After the semiconductor chip is formed at wafer level, only the semiconductor chip having an excellent operation characteristic, which is selected through a semiconductor chip test at wafer level, is bonded to the multilayer thin film structure, to provide a high quality package product by maximally reducing a fault rate of the semiconductor chip.
Further, the package is fabricated by using an ultra thin film structure of a micrometer level, without any substrate for a package, to make the package thickness to be smallest and by partially forming a molding part to complement a mechanical support force of the multilayer thin film structure. Furthermore, the method of fabricating the semiconductor package further comprise a step of thinning the back surface of a wafer after forming the semiconductor chip at wafer level, to realize an extremely thinned BGA package.

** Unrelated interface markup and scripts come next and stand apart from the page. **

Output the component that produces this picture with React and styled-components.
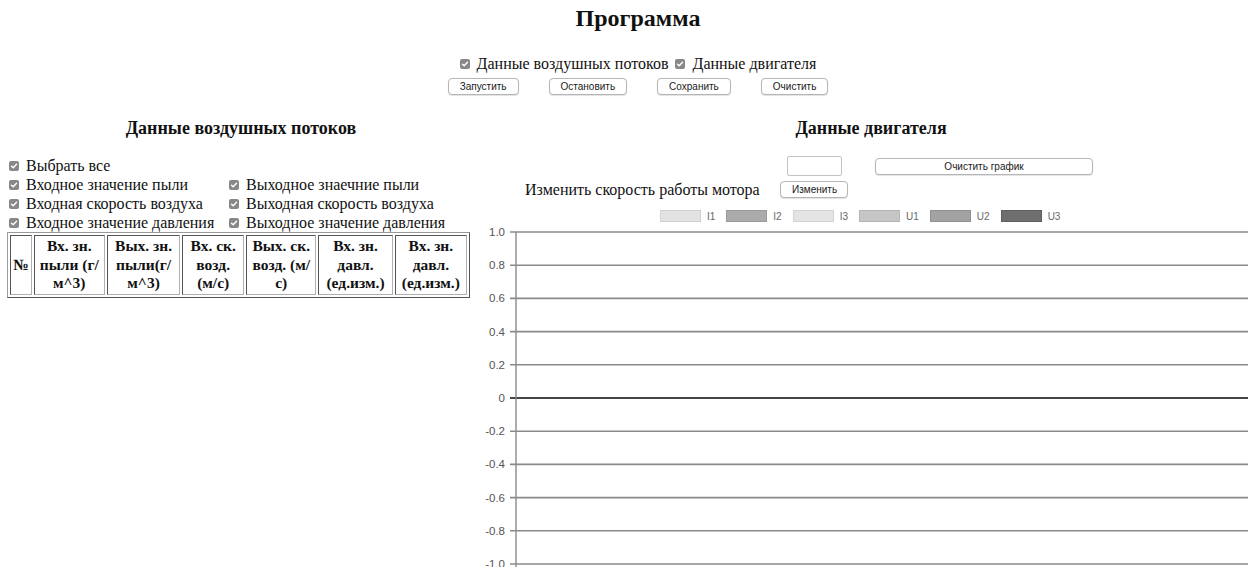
import React from "react";
import styled, { createGlobalStyle } from "styled-components";

const GlobalStyle = createGlobalStyle`
  html, body {
    margin: 0;
    padding: 0;
    overflow: hidden;
    background: #fff;
    color: #111;
    font-family: "Liberation Serif", "Times New Roman", serif;
  }
`;

// the page is a little wider than the window, the chart runs off the right edge
const Page = styled.div`
  width: 1276px;
`;

const Title = styled.h1`
  margin: 6px 0 0;
  font-size: 24px;
  line-height: 24px;
  font-weight: 700;
  text-align: center;
`;

const TopChecks = styled.div`
  margin-top: 26px;
  display: flex;
  justify-content: center;
  align-items: center;
  gap: 7px;
  font-size: 16px;
  line-height: 16px;
`;

const CheckLabel = styled.label`
  display: inline-flex;
  align-items: center;
  gap: 7px;
  white-space: nowrap;
`;

const Box = styled.span`
  display: inline-flex;
  align-items: center;
  justify-content: center;
  width: 10px;
  height: 10px;
  border-radius: 2px;
  background: #888;
  flex: none;
`;

const ButtonRow = styled.div`
  margin-top: 6px;
  display: flex;
  justify-content: center;
  gap: 30px;
`;

const Button = styled.button`
  height: ${({ h }) => h || 17}px;
  width: ${({ w }) => (w ? `${w}px` : "auto")};
  padding: 0 11px;
  border: 1px solid #b5b5b5;
  border-radius: 4px;
  background: #fff;
  color: #1a1a1a;
  font-family: "Liberation Sans", Arial, sans-serif;
  font-size: 10px;
  line-height: 15px;
  cursor: pointer;
  box-shadow: 0 1px 1px rgba(0, 0, 0, 0.12);
`;

const Columns = styled.div`
  margin-top: 24px;
  display: grid;
  grid-template-columns: 470px 1fr;
  column-gap: 8px;
`;

const Heading = styled.h2`
  margin: 0;
  font-size: 18px;
  line-height: 18px;
  font-weight: 700;
  text-align: center;
  padding-left: ${({ pl }) => pl || 0}px;
  padding-right: ${({ pr }) => pr || 0}px;
`;

const LeftPanel = styled.section``;

const CheckGrid = styled.div`
  margin-top: 19px;
  padding-left: 9px;
  display: grid;
  grid-template-columns: 220px auto;
  grid-auto-rows: 19px;
  align-items: center;
  font-size: 16px;
`;

const Table = styled.table`
  margin: 0 0 0 7px;
  width: 463px;
  border: 1px solid #9a9a9a;
  border-right-color: #555;
  border-bottom-color: #555;
  border-spacing: 2px;
  table-layout: fixed;
`;

const Th = styled.th`
  width: ${({ w }) => w}px;
  padding: 1px ${({ px }) => px || 0}px;
  border: 1px solid #555;
  border-right-color: #b0b0b0;
  border-bottom-color: #b0b0b0;
  font-size: 15.5px;
  line-height: 18.5px;
  font-weight: 700;
  text-align: center;
  vertical-align: middle;
`;

const RightPanel = styled.section``;

const Controls = styled.div`
  margin-top: 19px;
  padding-left: 47px;
  display: grid;
  grid-template-columns: 235px 68px 218px;
  grid-template-rows: 20px 17px;
  column-gap: 20px;
  row-gap: 5px;
  align-items: center;
`;

const SpeedInput = styled.input`
  justify-self: center;
  width: 55px;
  height: 20px;
  box-sizing: border-box;
  border: 1px solid #c4c4c4;
  border-radius: 2px;
  padding: 0 3px;
  font-size: 11px;
`;

const MotorLabel = styled.span`
  grid-column: 1;
  grid-row: 2;
  font-size: 16px;
  line-height: 17px;
  white-space: nowrap;
`;

const Legend = styled.div`
  margin-top: 12px;
  padding-left: 182px;
  display: flex;
  align-items: center;
  height: 12px;
`;

const LegendItem = styled.span`
  display: inline-flex;
  align-items: center;
  gap: 6px;
  margin-right: 11px;
  font-family: "Liberation Sans", Arial, sans-serif;
  font-size: 10px;
  color: #666;
`;

const Swatch = styled.span`
  display: inline-block;
  width: 39px;
  height: 10px;
  border: 1px solid ${({ edge }) => edge};
  background: ${({ fill }) => fill};
`;

const ChartSvg = styled.svg`
  display: block;
  margin-top: 2px;
`;

function Check() {
  return (
    <Box>
      <svg width="8" height="8" viewBox="0 0 8 8">
        <path d="M1.5 4.2 L3.2 5.8 L6.5 2.2" fill="none" stroke="#fff" strokeWidth="1.4" strokeLinecap="round" strokeLinejoin="round" />
      </svg>
    </Box>
  );
}

const legend = [
  { name: "I1", fill: "#e2e2e2", edge: "#d0d0d0" },
  { name: "I2", fill: "#ababab", edge: "#9a9a9a" },
  { name: "I3", fill: "#e4e4e4", edge: "#d2d2d2" },
  { name: "U1", fill: "#c6c6c6", edge: "#b4b4b4" },
  { name: "U2", fill: "#a2a2a2", edge: "#909090" },
  { name: "U3", fill: "#6f6f6f", edge: "#606060" },
];

const columns = [
  { w: 19, text: "№" },
  { w: 67, text: "Вх. зн. пыли (г/ м^3)" },
  { w: 69, text: "Вых. зн. пыли(г/ м^3)" },
  { w: 50, px: 4, text: "Вх. ск. возд. (м/с)" },
  { w: 66, text: "Вых. ск. возд. (м/ с)" },
  { w: 70, text: "Вх. зн. давл. (ед.изм.)" },
  { w: 68, text: "Вх. зн. давл. (ед.изм.)" },
];

const ticks = ["1.0", "0.8", "0.6", "0.4", "0.2", "0", "-0.2", "-0.4", "-0.6", "-0.8", "-1.0"];

function Chart() {
  const top = 8;
  const step = 33.2;
  const axisX = 38;
  const width = 798;
  return (
    <ChartSvg width={width} height={350}>
      {ticks.map((t, i) => {
        const y = top + i * step;
        const zero = t === "0";
        return (
          <g key={t}>
            <line x1={axisX - 6} x2={width} y1={y} y2={y} stroke={zero ? "#444" : "#8a8a8a"} strokeWidth={zero ? 2 : 1.6} />
            <text x={axisX - 11} y={y + 4} textAnchor="end" fontFamily="Liberation Sans, Arial, sans-serif" fontSize="11.5" fill="#555">
              {t}
            </text>
          </g>
        );
      })}
      <line x1={axisX} x2={axisX} y1={top} y2={350} stroke="#8a8a8a" strokeWidth="1.4" />
    </ChartSvg>
  );
}

export default function App() {
  return (
    <Page>
      <GlobalStyle />
      <Title>Программа</Title>
      <TopChecks>
        <CheckLabel>
          <Check />
          Данные воздушных потоков
        </CheckLabel>
        <CheckLabel>
          <Check />
          Данные двигателя
        </CheckLabel>
      </TopChecks>
      <ButtonRow>
        <Button>Запустить</Button>
        <Button>Остановить</Button>
        <Button>Сохранить</Button>
        <Button>Очистить</Button>
      </ButtonRow>

      <Columns>
        <LeftPanel>
          <Heading pl={12}>Данные воздушных потоков</Heading>
          <CheckGrid>
            <CheckLabel>
              <Check />
              Выбрать все
            </CheckLabel>
            <span />
            <CheckLabel>
              <Check />
              Входное значение пыли
            </CheckLabel>
            <CheckLabel>
              <Check />
              Выходное знаечние пыли
            </CheckLabel>
            <CheckLabel>
              <Check />
              Входная скорость воздуха
            </CheckLabel>
            <CheckLabel>
              <Check />
              Выходная скорость воздуха
            </CheckLabel>
            <CheckLabel>
              <Check />
              Входное значение давления
            </CheckLabel>
            <CheckLabel>
              <Check />
              Выходное значение давления
            </CheckLabel>
          </CheckGrid>
          <Table>
            <thead>
              <tr>
                {columns.map((c, i) => (
                  <Th key={i} w={c.w} px={c.px}>
                    {c.text}
                  </Th>
                ))}
              </tr>
            </thead>
          </Table>
        </LeftPanel>

        <RightPanel>
          <Heading pr={12}>Данные двигателя</Heading>
          <Controls>
            <span />
            <SpeedInput type="text" />
            <Button style={{ marginLeft: 7 }} w={218}>
              Очистить график
            </Button>
            <MotorLabel>Изменить скорость работы мотора</MotorLabel>
            <Button>Изменить</Button>
          </Controls>
          <Legend>
            {legend.map((l) => (
              <LegendItem key={l.name}>
                <Swatch fill={l.fill} edge={l.edge} />
                {l.name}
              </LegendItem>
            ))}
          </Legend>
          <Chart />
        </RightPanel>
      </Columns>
    </Page>
  );
}
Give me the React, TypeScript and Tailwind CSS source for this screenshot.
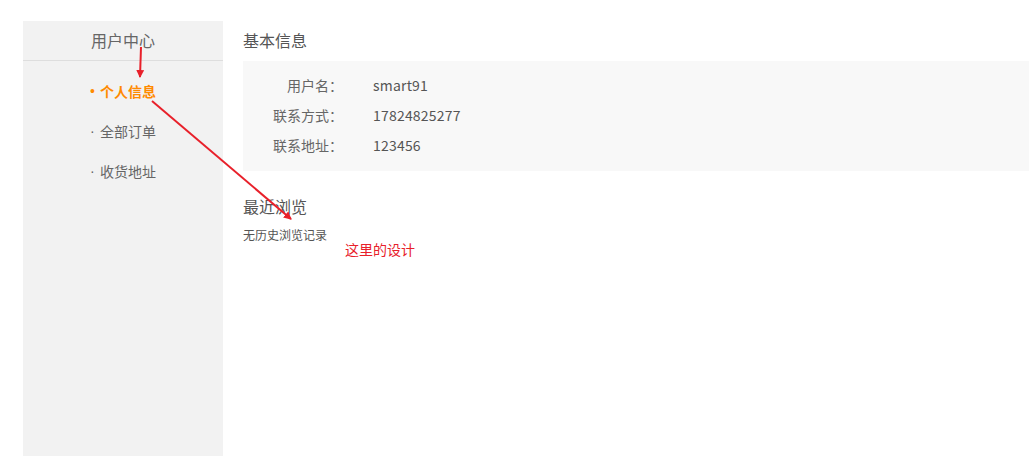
import React from "react";

const menu = [
  { label: "个人信息", active: true },
  { label: "全部订单", active: false },
  { label: "收货地址", active: false },
];

const info = [
  { label: "用户名：", value: "smart91" },
  { label: "联系方式：", value: "17824825277" },
  { label: "联系地址：", value: "123456" },
];

const App = () => {
  return (
    <div
      className="relative h-screen overflow-hidden bg-white pl-[23px] pt-[21px] text-[#666]"
      style={{ fontFamily: '"Microsoft YaHei", "Noto Sans CJK SC", sans-serif' }}
    >
      <div className="flex h-full">
        {/* Sidebar */}
        <aside className="w-[200px] shrink-0 bg-[#f2f2f2]">
          <h3 className="h-10 border-b border-[#dedede] text-center text-[16px] leading-[39px] text-[#666]">
            用户中心
          </h3>
          <ul className="pl-[67px] pt-[10px]">
            {menu.map((item) => (
              <li
                key={item.label}
                className={
                  item.active
                    ? "flex h-10 items-center text-[14px] font-bold text-[#ff8a00]"
                    : "flex h-10 items-center text-[14px] text-[#666]"
                }
              >
                <span className="w-[10px] font-['Liberation_Sans',sans-serif] font-normal">
                  {item.active ? "•" : "·"}
                </span>
                <span>{item.label}</span>
              </li>
            ))}
          </ul>
        </aside>

        {/* Main */}
        <main className="ml-5 flex-1">
          <h3 className="h-10 text-[16px] leading-[38px] text-[#555]">基本信息</h3>
          <div className="bg-[#f8f8f8] pb-[11px] pt-[9px]">
            {info.map((row) => (
              <div key={row.label} className="flex h-[30px] items-center text-[14px]">
                <span className="w-[100px] text-right text-[#666]">{row.label}</span>
                <span className="ml-[30px] tracking-[0.2px] text-[#555]">{row.value}</span>
              </div>
            ))}
          </div>
          <h3 className="mt-4 h-10 text-[16px] leading-[38px] text-[#555]">最近浏览</h3>
          <p className="text-[12px] leading-4 text-[#555]">无历史浏览记录</p>
        </main>
      </div>

      {/* Annotations */}
      <svg className="pointer-events-none absolute left-0 top-0" width="1029" height="456">
        <defs>
          <marker id="ah" markerWidth="8" markerHeight="8" refX="7" refY="4" orient="auto" markerUnits="userSpaceOnUse">
            <path d="M0,0 L8,4 L0,8 Z" fill="#e8202a" />
          </marker>
        </defs>
        <line x1="141" y1="47" x2="140" y2="77" stroke="#e8202a" strokeWidth="2" markerEnd="url(#ah)" />
        <line x1="152" y1="101" x2="291" y2="219" stroke="#e8202a" strokeWidth="2" markerEnd="url(#ah)" />
      </svg>
      <span className="absolute left-[345px] top-[240px] text-[14px] leading-[18px] text-[#e8202a]">这里的设计</span>
    </div>
  );
};

export default App;
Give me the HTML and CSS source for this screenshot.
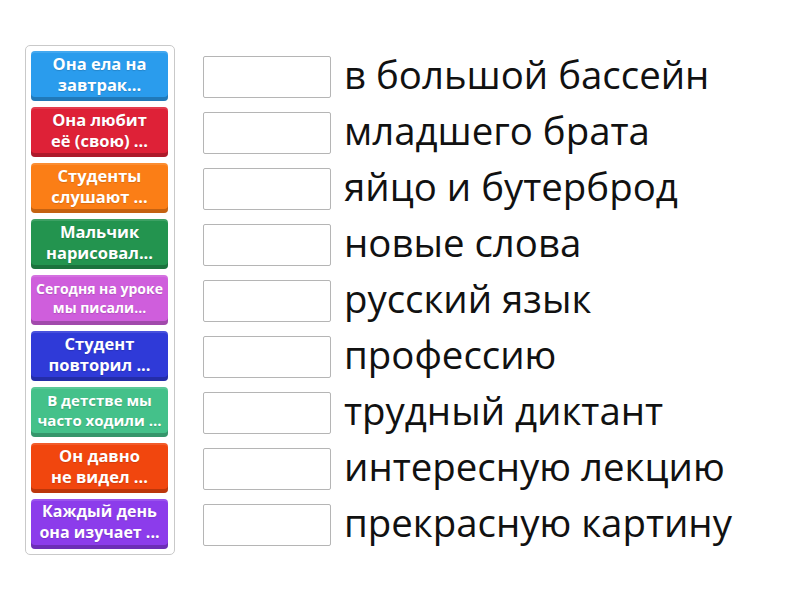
FILE: index.html
```html
<!DOCTYPE html>
<html lang="ru">
<head>
<meta charset="utf-8">
<link rel="stylesheet" href="styles.css">
</head>
<body>
<div class="page">
  <div class="bank">
    <div class="tile c1">Она ела на<br>завтрак...</div>
    <div class="tile c2">Она любит<br>её (свою) ...</div>
    <div class="tile c3">Студенты<br>слушают ...</div>
    <div class="tile c4">Мальчик<br>нарисовал...</div>
    <div class="tile c5 small">Сегодня на уроке<br>мы писали...</div>
    <div class="tile c6">Студент<br>повторил ...</div>
    <div class="tile c7 mid">В детстве мы<br>часто ходили ...</div>
    <div class="tile c8">Он давно<br>не видел ...</div>
    <div class="tile c9 mid2">Каждый день<br>она изучает ...</div>
  </div>
  <div class="rows">
    <div class="row"><div class="slot"></div><div class="label">в большой бассейн</div></div>
    <div class="row"><div class="slot"></div><div class="label">младшего брата</div></div>
    <div class="row"><div class="slot"></div><div class="label">яйцо и бутерброд</div></div>
    <div class="row"><div class="slot"></div><div class="label">новые слова</div></div>
    <div class="row"><div class="slot"></div><div class="label">русский язык</div></div>
    <div class="row"><div class="slot"></div><div class="label">профессию</div></div>
    <div class="row"><div class="slot"></div><div class="label">трудный диктант</div></div>
    <div class="row"><div class="slot"></div><div class="label">интересную лекцию</div></div>
    <div class="row"><div class="slot"></div><div class="label">прекрасную картину</div></div>
  </div>
</div>
</body>
</html>
```
FILE: styles.css
```css
html, body {
  margin: 0;
  padding: 0;
  background: #ffffff;
  font-family: "Open Sans", "Noto Sans", sans-serif;
}
.page {
  display: flex;
  align-items: flex-start;
  padding: 45px 0 0 25px;
  width: 800px;
  height: 600px;
  box-sizing: border-box;
}
.bank {
  width: 150px;
  box-sizing: border-box;
  border: 1px solid #c9c9c9;
  border-radius: 5px;
  padding: 5px 6px 5px 5px;
  display: flex;
  flex-direction: column;
  gap: 6px;
}
.tile {
  height: 50px;
  box-sizing: border-box;
  border-radius: 4px;
  color: #fff;
  font-weight: 700;
  font-size: 16.5px;
  line-height: 21px;
  text-align: center;
  white-space: nowrap;
  display: flex;
  align-items: center;
  justify-content: center;
  padding: 0 2px 4px;
  box-shadow: inset 0 -4px 0 rgba(0,0,0,0.22), inset 0 2px 0 rgba(255,255,255,0.12);
  text-shadow: 0 1px 1px rgba(0,0,0,0.15);
}
.tile.small { font-size: 14px; line-height: 19px; }
.tile.mid { font-size: 15px; line-height: 20px; }
.tile.mid2 { font-size: 16px; line-height: 21px; }
.c1 { background: #2a9ced; }
.c2 { background: #de2137; }
.c3 { background: #fb7e16; }
.c4 { background: #23944f; }
.c5 { background: #cf5edc; }
.c6 { background: #2f3ad8; }
.c7 { background: #44c18a; }
.c8 { background: #f1460e; }
.c9 { background: #8c3ceb; }
.rows {
  margin-left: 28px;
  padding-top: 11px;
  display: flex;
  flex-direction: column;
  gap: 14px;
}
.row {
  display: flex;
  align-items: center;
  height: 42px;
  gap: 13px;
}
.slot {
  width: 128px;
  height: 42px;
  box-sizing: border-box;
  border: 1px solid #b5b5b5;
  border-radius: 2px;
  background: #fff;
  flex: none;
}
.label {
  font-size: 38.4px;
  color: #111;
  white-space: nowrap;
  line-height: 42px;
  margin-top: -6px;
}
```
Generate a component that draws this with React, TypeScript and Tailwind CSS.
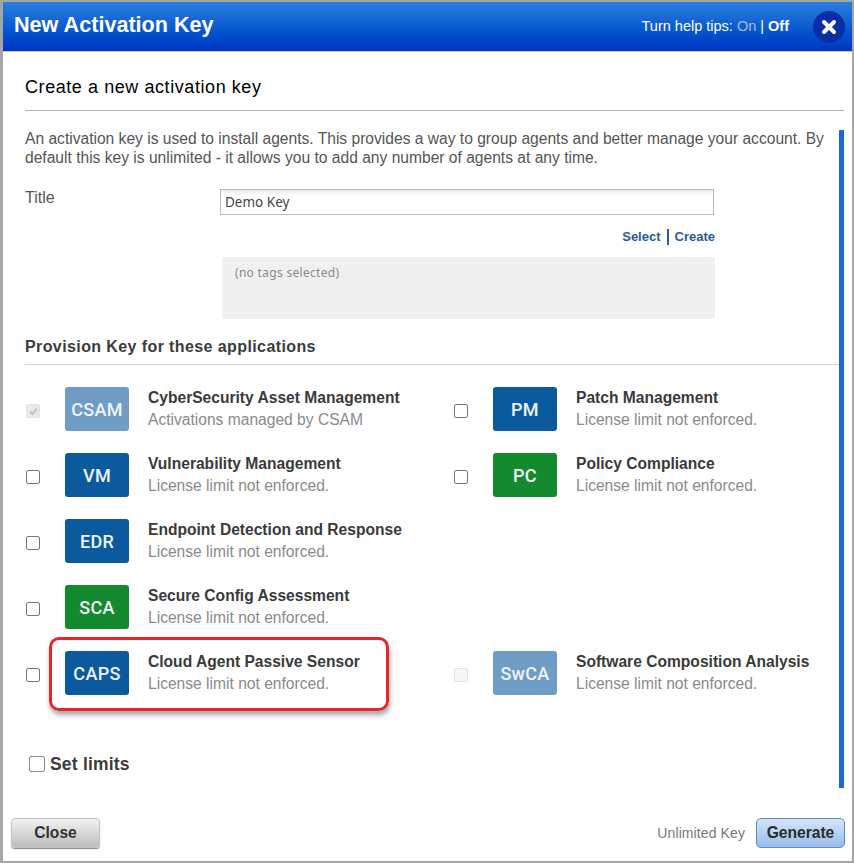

The multilayer thin film structure forms a bonding layer on a wafer or carrier and forms an under bump metal, an electrode pad, a dielectric layer and a redistribution layer on the bonding layer. After the semiconductor chip is electrically connected to the multilayer thin film structure, the wafer or carrier is removed from the multilayer thin film structure.
In accordance with the present invention, a plurality of the packages in which the multilayer thin film structure and the semiconductor chip are connected to each other are simultaneously fabricated at wafer level or carrier level and thereafter are separated into individual packages. Therefore, the semiconductor package according to the present invention is favorable in mass production and reduces the fabrication cost.